- What is needed -
Word for word, give the material below again, minus any images.

- Given information -
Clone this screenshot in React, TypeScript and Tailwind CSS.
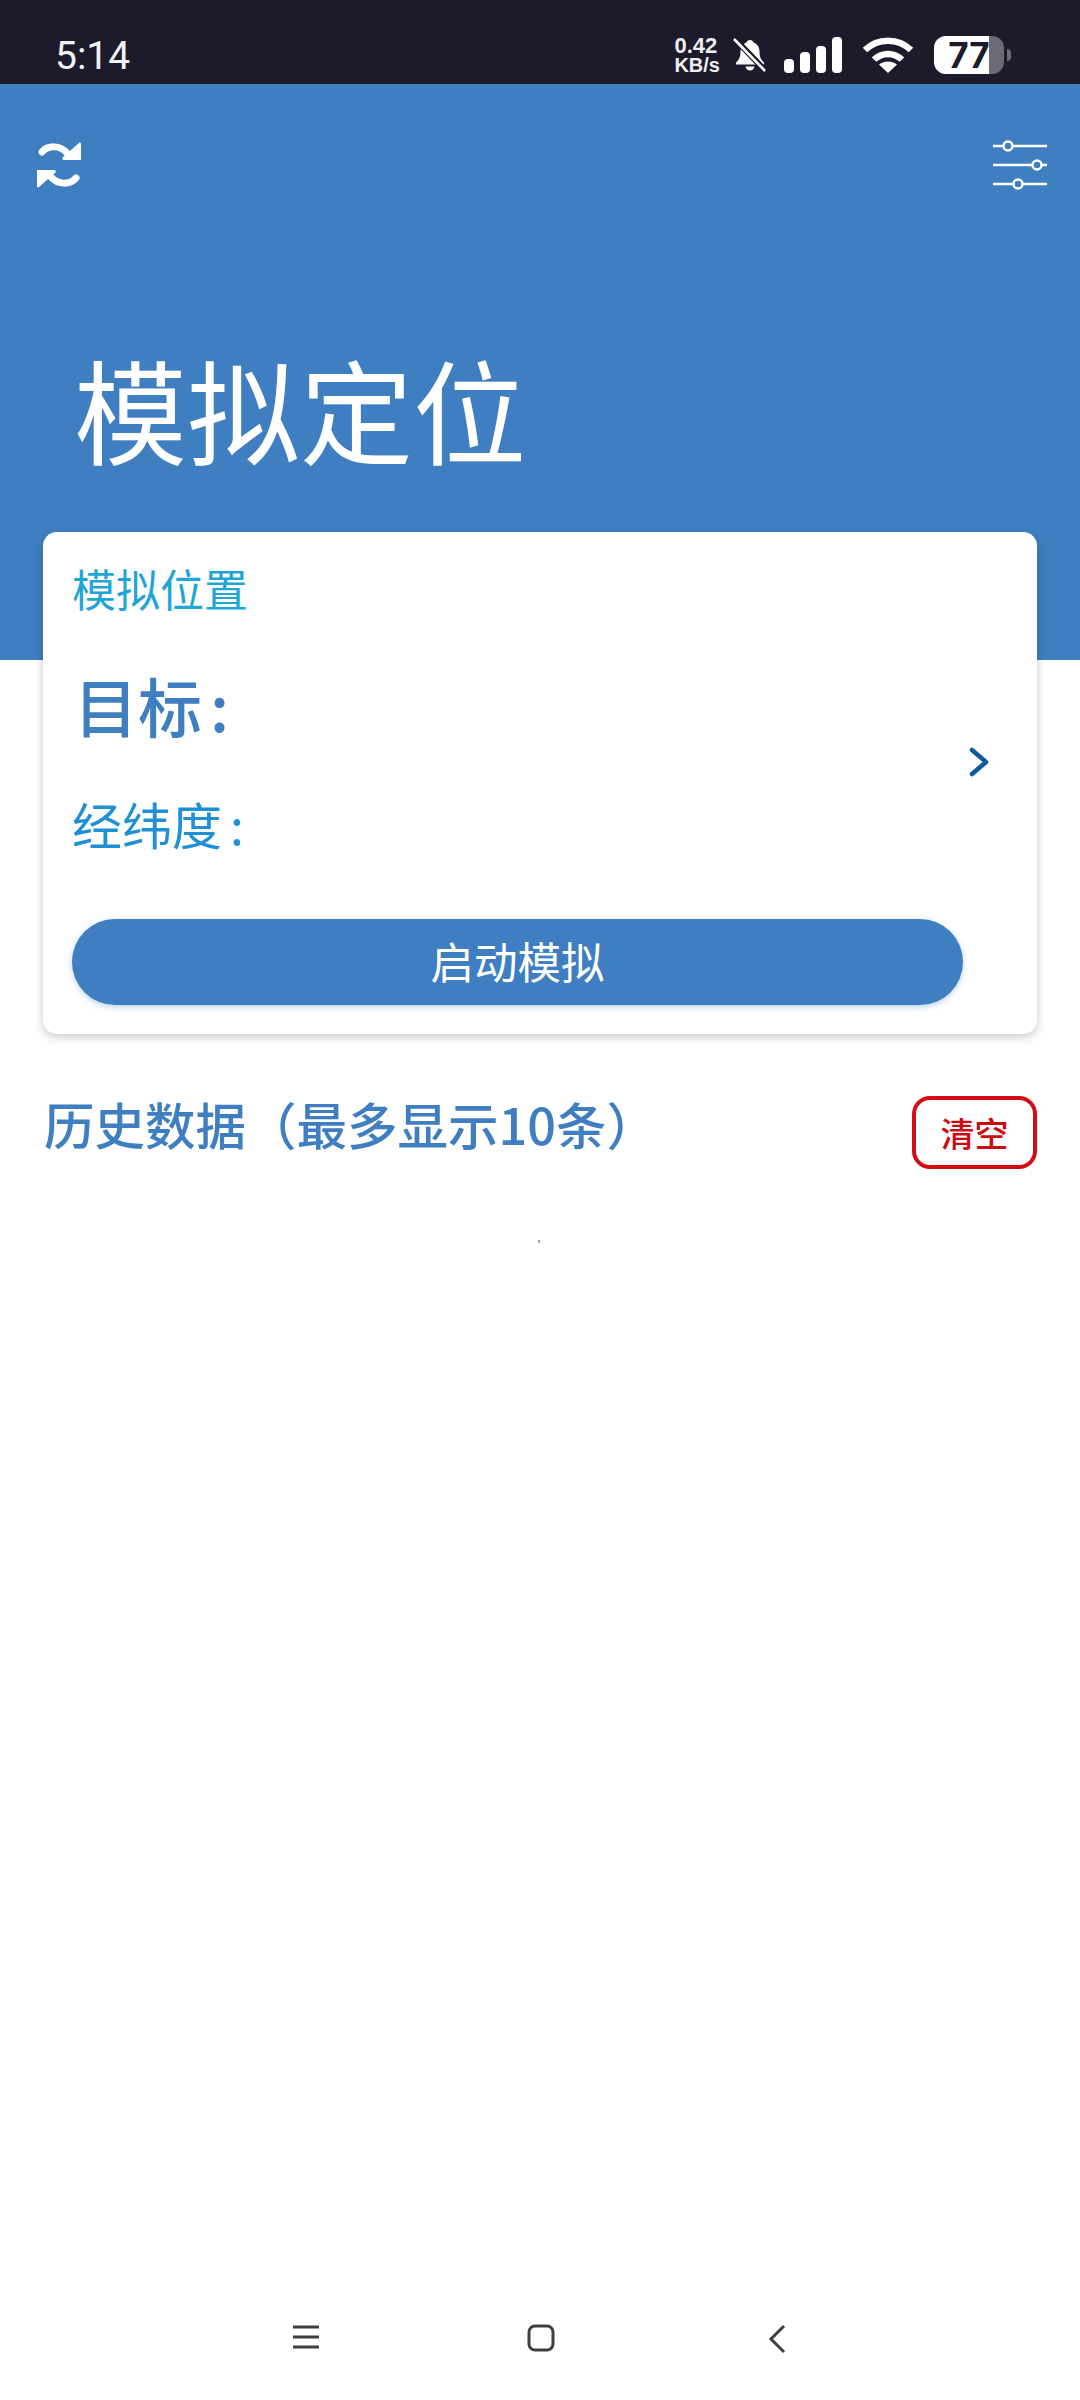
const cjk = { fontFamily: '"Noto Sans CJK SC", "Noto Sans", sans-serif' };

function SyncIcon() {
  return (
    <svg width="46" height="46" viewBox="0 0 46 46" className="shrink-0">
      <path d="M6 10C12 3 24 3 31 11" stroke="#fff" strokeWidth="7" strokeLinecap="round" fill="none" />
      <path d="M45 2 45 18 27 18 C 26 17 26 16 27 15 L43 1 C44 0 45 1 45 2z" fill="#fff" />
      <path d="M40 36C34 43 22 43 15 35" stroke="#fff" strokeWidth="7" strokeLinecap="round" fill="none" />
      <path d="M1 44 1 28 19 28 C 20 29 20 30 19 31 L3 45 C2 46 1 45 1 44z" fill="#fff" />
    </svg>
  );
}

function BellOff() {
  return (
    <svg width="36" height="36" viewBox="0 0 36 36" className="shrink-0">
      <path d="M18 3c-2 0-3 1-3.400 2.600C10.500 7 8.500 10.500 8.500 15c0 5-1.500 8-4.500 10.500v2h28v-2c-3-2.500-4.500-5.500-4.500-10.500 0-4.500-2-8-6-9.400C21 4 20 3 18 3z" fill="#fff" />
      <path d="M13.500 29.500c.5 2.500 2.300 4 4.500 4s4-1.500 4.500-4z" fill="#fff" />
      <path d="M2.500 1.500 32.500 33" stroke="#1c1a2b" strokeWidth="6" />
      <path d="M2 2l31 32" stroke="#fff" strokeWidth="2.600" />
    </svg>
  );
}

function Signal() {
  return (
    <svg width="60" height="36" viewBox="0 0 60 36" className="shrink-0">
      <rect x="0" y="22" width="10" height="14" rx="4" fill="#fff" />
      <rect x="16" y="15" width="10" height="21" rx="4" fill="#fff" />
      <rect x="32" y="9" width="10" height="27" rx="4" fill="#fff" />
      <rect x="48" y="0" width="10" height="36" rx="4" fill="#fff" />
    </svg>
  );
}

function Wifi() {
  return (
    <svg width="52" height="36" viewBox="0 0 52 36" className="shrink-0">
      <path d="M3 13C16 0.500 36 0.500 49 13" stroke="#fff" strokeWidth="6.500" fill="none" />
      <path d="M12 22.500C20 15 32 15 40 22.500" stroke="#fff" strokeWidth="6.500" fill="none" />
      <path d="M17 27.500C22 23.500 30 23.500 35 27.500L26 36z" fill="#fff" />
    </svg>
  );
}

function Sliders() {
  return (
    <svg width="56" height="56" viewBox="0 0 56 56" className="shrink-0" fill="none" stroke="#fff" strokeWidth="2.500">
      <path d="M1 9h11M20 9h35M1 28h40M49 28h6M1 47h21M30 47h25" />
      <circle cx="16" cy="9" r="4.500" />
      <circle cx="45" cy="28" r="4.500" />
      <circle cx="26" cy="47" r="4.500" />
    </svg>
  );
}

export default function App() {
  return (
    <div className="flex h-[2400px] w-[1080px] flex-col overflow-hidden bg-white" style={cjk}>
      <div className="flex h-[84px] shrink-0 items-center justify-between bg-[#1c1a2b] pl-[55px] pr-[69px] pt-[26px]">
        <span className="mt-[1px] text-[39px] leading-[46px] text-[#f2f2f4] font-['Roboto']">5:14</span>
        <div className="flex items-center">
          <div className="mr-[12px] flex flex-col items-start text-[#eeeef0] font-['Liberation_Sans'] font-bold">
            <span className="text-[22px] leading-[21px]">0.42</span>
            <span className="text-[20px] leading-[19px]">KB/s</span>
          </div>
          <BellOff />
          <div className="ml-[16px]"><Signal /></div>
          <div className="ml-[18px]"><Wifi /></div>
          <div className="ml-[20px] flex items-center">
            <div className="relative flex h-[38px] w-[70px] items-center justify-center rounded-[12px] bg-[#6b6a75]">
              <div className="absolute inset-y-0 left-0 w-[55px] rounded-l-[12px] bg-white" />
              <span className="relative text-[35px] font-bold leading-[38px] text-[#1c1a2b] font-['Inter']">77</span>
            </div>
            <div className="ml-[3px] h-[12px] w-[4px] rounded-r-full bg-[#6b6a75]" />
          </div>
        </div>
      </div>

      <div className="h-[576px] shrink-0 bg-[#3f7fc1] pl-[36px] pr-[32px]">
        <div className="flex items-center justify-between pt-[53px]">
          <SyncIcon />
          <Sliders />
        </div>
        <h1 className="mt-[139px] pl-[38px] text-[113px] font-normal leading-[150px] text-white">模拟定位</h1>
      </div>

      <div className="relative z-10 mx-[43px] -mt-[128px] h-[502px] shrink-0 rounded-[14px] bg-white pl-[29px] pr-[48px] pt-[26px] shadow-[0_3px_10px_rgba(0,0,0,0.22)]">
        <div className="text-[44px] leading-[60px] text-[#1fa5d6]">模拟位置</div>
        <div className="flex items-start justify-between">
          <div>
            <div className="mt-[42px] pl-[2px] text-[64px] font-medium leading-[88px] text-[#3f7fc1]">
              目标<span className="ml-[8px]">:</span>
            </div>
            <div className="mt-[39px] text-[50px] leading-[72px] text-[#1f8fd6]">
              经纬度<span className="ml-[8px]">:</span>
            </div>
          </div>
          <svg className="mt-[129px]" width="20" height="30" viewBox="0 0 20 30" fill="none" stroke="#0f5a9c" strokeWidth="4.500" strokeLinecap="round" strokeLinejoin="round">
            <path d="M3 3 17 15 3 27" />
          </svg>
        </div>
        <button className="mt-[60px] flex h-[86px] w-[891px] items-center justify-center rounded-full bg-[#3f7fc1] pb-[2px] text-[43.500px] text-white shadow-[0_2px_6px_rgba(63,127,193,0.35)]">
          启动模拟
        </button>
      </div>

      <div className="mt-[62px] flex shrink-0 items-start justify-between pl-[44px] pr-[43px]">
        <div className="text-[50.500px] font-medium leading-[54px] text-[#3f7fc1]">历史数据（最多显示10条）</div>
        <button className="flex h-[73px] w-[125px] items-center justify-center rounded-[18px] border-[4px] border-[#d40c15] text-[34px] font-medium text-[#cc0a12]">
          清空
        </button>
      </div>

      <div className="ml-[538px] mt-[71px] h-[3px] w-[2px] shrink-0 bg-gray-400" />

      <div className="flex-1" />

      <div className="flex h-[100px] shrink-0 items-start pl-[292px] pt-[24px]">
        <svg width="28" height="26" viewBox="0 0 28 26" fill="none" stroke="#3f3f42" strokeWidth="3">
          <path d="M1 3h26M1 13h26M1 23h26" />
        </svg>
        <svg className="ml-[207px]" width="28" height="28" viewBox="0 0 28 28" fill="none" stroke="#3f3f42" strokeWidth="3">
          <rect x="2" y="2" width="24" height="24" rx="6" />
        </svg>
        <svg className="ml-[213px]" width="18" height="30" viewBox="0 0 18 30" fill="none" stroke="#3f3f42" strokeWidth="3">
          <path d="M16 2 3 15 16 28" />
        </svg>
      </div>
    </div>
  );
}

- Result of this task -
Clone this screenshot in React, TypeScript and Tailwind CSS.
const cjk = { fontFamily: '"Noto Sans CJK SC", "Noto Sans", sans-serif' };

function SyncIcon() {
  return (
    <svg width="46" height="46" viewBox="0 0 46 46" className="shrink-0">
      <path d="M6 10C12 3 24 3 31 11" stroke="#fff" strokeWidth="7" strokeLinecap="round" fill="none" />
      <path d="M45 2 45 18 27 18 C 26 17 26 16 27 15 L43 1 C44 0 45 1 45 2z" fill="#fff" />
      <path d="M40 36C34 43 22 43 15 35" stroke="#fff" strokeWidth="7" strokeLinecap="round" fill="none" />
      <path d="M1 44 1 28 19 28 C 20 29 20 30 19 31 L3 45 C2 46 1 45 1 44z" fill="#fff" />
    </svg>
  );
}

function BellOff() {
  return (
    <svg width="36" height="36" viewBox="0 0 36 36" className="shrink-0">
      <path d="M18 3c-2 0-3 1-3.400 2.600C10.500 7 8.500 10.500 8.500 15c0 5-1.500 8-4.500 10.500v2h28v-2c-3-2.500-4.500-5.500-4.500-10.500 0-4.500-2-8-6-9.400C21 4 20 3 18 3z" fill="#fff" />
      <path d="M13.500 29.500c.5 2.500 2.300 4 4.500 4s4-1.500 4.500-4z" fill="#fff" />
      <path d="M2.500 1.500 32.500 33" stroke="#1c1a2b" strokeWidth="6" />
      <path d="M2 2l31 32" stroke="#fff" strokeWidth="2.600" />
    </svg>
  );
}

function Signal() {
  return (
    <svg width="60" height="36" viewBox="0 0 60 36" className="shrink-0">
      <rect x="0" y="22" width="10" height="14" rx="4" fill="#fff" />
      <rect x="16" y="15" width="10" height="21" rx="4" fill="#fff" />
      <rect x="32" y="9" width="10" height="27" rx="4" fill="#fff" />
      <rect x="48" y="0" width="10" height="36" rx="4" fill="#fff" />
    </svg>
  );
}

function Wifi() {
  return (
    <svg width="52" height="36" viewBox="0 0 52 36" className="shrink-0">
      <path d="M3 13C16 0.500 36 0.500 49 13" stroke="#fff" strokeWidth="6.500" fill="none" />
      <path d="M12 22.500C20 15 32 15 40 22.500" stroke="#fff" strokeWidth="6.500" fill="none" />
      <path d="M17 27.500C22 23.500 30 23.500 35 27.500L26 36z" fill="#fff" />
    </svg>
  );
}

function Sliders() {
  return (
    <svg width="56" height="56" viewBox="0 0 56 56" className="shrink-0" fill="none" stroke="#fff" strokeWidth="2.500">
      <path d="M1 9h11M20 9h35M1 28h40M49 28h6M1 47h21M30 47h25" />
      <circle cx="16" cy="9" r="4.500" />
      <circle cx="45" cy="28" r="4.500" />
      <circle cx="26" cy="47" r="4.500" />
    </svg>
  );
}

export default function App() {
  return (
    <div className="flex h-[2400px] w-[1080px] flex-col overflow-hidden bg-white" style={cjk}>
      <div className="flex h-[84px] shrink-0 items-center justify-between bg-[#1c1a2b] pl-[55px] pr-[69px] pt-[26px]">
        <span className="mt-[1px] text-[39px] leading-[46px] text-[#f2f2f4] font-['Roboto']">5:14</span>
        <div className="flex items-center">
          <div className="mr-[12px] flex flex-col items-start text-[#eeeef0] font-['Liberation_Sans'] font-bold">
            <span className="text-[22px] leading-[21px]">0.42</span>
            <span className="text-[20px] leading-[19px]">KB/s</span>
          </div>
          <BellOff />
          <div className="ml-[16px]"><Signal /></div>
          <div className="ml-[18px]"><Wifi /></div>
          <div className="ml-[20px] flex items-center">
            <div className="relative flex h-[38px] w-[70px] items-center justify-center rounded-[12px] bg-[#6b6a75]">
              <div className="absolute inset-y-0 left-0 w-[55px] rounded-l-[12px] bg-white" />
              <span className="relative text-[35px] font-bold leading-[38px] text-[#1c1a2b] font-['Inter']">77</span>
            </div>
            <div className="ml-[3px] h-[12px] w-[4px] rounded-r-full bg-[#6b6a75]" />
          </div>
        </div>
      </div>

      <div className="h-[576px] shrink-0 bg-[#3f7fc1] pl-[36px] pr-[32px]">
        <div className="flex items-center justify-between pt-[53px]">
          <SyncIcon />
          <Sliders />
        </div>
        <h1 className="mt-[139px] pl-[38px] text-[113px] font-normal leading-[150px] text-white">模拟定位</h1>
      </div>

      <div className="relative z-10 mx-[43px] -mt-[128px] h-[502px] shrink-0 rounded-[14px] bg-white pl-[29px] pr-[48px] pt-[26px] shadow-[0_3px_10px_rgba(0,0,0,0.22)]">
        <div className="text-[44px] leading-[60px] text-[#1fa5d6]">模拟位置</div>
        <div className="flex items-start justify-between">
          <div>
            <div className="mt-[42px] pl-[2px] text-[64px] font-medium leading-[88px] text-[#3f7fc1]">
              目标<span className="ml-[8px]">:</span>
            </div>
            <div className="mt-[39px] text-[50px] leading-[72px] text-[#1f8fd6]">
              经纬度<span className="ml-[8px]">:</span>
            </div>
          </div>
          <svg className="mt-[129px]" width="20" height="30" viewBox="0 0 20 30" fill="none" stroke="#0f5a9c" strokeWidth="4.500" strokeLinecap="round" strokeLinejoin="round">
            <path d="M3 3 17 15 3 27" />
          </svg>
        </div>
        <button className="mt-[60px] flex h-[86px] w-[891px] items-center justify-center rounded-full bg-[#3f7fc1] pb-[2px] text-[43.500px] text-white shadow-[0_2px_6px_rgba(63,127,193,0.35)]">
          启动模拟
        </button>
      </div>

      <div className="mt-[62px] flex shrink-0 items-start justify-between pl-[44px] pr-[43px]">
        <div className="text-[50.500px] font-medium leading-[54px] text-[#3f7fc1]">历史数据（最多显示10条）</div>
        <button className="flex h-[73px] w-[125px] items-center justify-center rounded-[18px] border-[4px] border-[#d40c15] text-[34px] font-medium text-[#cc0a12]">
          清空
        </button>
      </div>

      <div className="ml-[538px] mt-[71px] h-[3px] w-[2px] shrink-0 bg-gray-400" />

      <div className="flex-1" />

      <div className="flex h-[100px] shrink-0 items-start pl-[292px] pt-[24px]">
        <svg width="28" height="26" viewBox="0 0 28 26" fill="none" stroke="#3f3f42" strokeWidth="3">
          <path d="M1 3h26M1 13h26M1 23h26" />
        </svg>
        <svg className="ml-[207px]" width="28" height="28" viewBox="0 0 28 28" fill="none" stroke="#3f3f42" strokeWidth="3">
          <rect x="2" y="2" width="24" height="24" rx="6" />
        </svg>
        <svg className="ml-[213px]" width="18" height="30" viewBox="0 0 18 30" fill="none" stroke="#3f3f42" strokeWidth="3">
          <path d="M16 2 3 15 16 28" />
        </svg>
      </div>
    </div>
  );
}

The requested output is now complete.